I wouldn't recommend using prefixes like 66h that could potentially cause LCP pre-decode stalls on Intel CPUs, and even change meaning of many instructions. (Without REX.W setting the operand-size to 64-bit, it would change the meaning for mov eax, 0x00000001 to mov ax, 0x0001 with a 00 00 left over which decodes as add [rax], al.)

I'm not 100% sure it's well defined on paper what's supposed to happen with both a 66h and a REX.W prefix. (@fuz questioned this in comments). A 67h address-size prefix is generally fine in 64-bit mode, or a segment override prefix is also good in 64-bit mode.

In practice on Skylake, the REX.W prefix wins and the 66h is ignored, and doesn't even cause false LCP stalls. But I wouldn't count on that on P6-family, and if it's not documented on paper what should happen with both 66h and REX.W, I'd worry about other vendors, or especially emulators and dynamic-translation software for that corner case.

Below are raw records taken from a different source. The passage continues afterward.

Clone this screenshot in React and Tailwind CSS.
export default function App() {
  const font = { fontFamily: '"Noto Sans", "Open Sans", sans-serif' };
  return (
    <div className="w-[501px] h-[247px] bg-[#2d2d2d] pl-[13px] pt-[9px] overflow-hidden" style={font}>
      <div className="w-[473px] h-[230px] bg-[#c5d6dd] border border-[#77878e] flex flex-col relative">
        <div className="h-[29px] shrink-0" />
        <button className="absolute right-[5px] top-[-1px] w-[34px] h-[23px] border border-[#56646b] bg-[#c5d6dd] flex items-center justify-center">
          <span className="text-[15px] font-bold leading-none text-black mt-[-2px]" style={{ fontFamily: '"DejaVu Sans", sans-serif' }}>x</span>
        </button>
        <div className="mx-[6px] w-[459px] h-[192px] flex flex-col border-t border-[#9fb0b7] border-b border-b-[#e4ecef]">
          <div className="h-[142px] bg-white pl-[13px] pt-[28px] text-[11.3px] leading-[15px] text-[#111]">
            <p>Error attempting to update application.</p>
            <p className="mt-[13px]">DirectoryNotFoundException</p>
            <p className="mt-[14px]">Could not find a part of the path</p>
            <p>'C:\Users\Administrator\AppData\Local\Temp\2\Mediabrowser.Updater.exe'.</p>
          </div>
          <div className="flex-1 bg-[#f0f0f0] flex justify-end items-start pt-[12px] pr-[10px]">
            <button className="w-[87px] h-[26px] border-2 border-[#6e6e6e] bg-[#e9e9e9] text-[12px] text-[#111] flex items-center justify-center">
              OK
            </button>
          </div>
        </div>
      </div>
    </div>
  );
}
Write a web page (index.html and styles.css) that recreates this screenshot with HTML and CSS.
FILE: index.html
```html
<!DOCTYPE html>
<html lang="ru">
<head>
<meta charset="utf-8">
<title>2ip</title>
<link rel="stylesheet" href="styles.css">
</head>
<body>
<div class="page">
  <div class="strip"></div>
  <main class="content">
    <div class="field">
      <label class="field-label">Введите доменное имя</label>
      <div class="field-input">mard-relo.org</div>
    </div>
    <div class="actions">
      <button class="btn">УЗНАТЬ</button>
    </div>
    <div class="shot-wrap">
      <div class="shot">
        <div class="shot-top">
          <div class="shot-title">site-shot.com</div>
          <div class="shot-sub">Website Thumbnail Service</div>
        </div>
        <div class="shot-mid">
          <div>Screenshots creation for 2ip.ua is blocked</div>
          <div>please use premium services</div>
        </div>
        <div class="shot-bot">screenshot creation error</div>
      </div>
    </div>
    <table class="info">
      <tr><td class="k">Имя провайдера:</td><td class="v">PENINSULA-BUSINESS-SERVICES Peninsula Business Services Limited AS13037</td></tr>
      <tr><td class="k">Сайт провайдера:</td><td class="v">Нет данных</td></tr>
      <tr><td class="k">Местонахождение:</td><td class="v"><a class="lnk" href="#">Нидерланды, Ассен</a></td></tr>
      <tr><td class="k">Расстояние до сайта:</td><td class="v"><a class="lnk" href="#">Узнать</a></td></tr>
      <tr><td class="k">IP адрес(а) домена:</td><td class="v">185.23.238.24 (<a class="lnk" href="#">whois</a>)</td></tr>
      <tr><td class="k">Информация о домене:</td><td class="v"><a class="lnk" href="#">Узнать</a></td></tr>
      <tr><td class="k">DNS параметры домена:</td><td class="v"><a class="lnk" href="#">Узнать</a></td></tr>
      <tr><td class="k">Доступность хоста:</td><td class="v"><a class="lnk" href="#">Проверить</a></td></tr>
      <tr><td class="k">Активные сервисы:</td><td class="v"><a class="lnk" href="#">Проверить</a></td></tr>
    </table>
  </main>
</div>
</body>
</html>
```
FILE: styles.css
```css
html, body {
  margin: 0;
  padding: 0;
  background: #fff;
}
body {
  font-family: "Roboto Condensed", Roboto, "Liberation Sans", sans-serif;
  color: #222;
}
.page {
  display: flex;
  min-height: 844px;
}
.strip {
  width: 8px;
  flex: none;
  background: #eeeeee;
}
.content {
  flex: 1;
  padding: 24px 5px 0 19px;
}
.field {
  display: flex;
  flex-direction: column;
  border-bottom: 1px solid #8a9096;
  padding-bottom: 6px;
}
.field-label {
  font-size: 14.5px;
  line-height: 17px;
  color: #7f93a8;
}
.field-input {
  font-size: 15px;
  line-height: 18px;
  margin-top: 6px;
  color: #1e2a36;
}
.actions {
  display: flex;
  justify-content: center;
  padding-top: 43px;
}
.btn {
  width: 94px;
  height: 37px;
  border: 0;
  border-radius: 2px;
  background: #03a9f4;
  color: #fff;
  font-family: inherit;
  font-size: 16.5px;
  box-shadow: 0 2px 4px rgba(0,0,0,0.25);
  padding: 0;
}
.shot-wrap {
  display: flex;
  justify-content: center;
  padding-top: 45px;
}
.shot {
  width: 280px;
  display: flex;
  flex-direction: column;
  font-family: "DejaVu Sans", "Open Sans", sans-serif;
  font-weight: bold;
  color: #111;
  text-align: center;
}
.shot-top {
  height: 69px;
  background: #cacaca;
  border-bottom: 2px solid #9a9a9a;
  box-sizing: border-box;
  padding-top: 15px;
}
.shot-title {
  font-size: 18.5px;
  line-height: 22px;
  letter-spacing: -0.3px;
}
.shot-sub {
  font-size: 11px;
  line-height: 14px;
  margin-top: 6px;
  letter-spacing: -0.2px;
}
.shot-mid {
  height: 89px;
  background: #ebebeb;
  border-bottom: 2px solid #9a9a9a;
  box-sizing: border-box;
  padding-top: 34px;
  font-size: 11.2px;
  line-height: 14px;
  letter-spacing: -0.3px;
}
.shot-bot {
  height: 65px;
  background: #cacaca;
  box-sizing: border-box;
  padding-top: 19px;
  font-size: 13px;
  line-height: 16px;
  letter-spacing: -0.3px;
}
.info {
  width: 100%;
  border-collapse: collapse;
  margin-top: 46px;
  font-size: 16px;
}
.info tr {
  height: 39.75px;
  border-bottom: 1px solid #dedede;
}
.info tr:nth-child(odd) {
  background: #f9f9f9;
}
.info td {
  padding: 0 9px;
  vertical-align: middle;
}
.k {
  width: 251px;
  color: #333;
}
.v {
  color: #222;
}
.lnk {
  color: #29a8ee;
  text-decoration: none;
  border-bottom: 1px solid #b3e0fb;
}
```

Fun fact: Sandybridge-family doesn't LCP-stall on mov in general, but does on other instructions when a 66h prefix changes an opcode from having an imm32 to an imm16.

I just tried this, with NASM times 6 db 0x66 / mov rax, strict dword 1 (to match your encoding; NASM normally optimizes it to the architecturally equivalent mov eax,1). I put that inside a %rep 8000 block (to defeat the uop cache). It ran at 1.2IPC on Skylake, with no counts for ild_stall.lcp in perf stat.

Even with add rax, strict qword 1 (to force the add rax, sign_extended_imm32 no-modrm encoding), Skylake doesn't LCP stall, running at 1.0 IPC (bottleneck on latency). Same for add rcx, strict qword 1 for the imm32 encoding with a ModRM.

I wouldn't recommend a 66h prefix, but it happens not to break correctness (with a REX.W) or performance on Skylake. I didn't test on any other CPUs or emulators, and I'm not claiming this use of 66h is safe anywhere else. (Although it probably is on earlier Intel CPUs, at least for correctness if not performance.)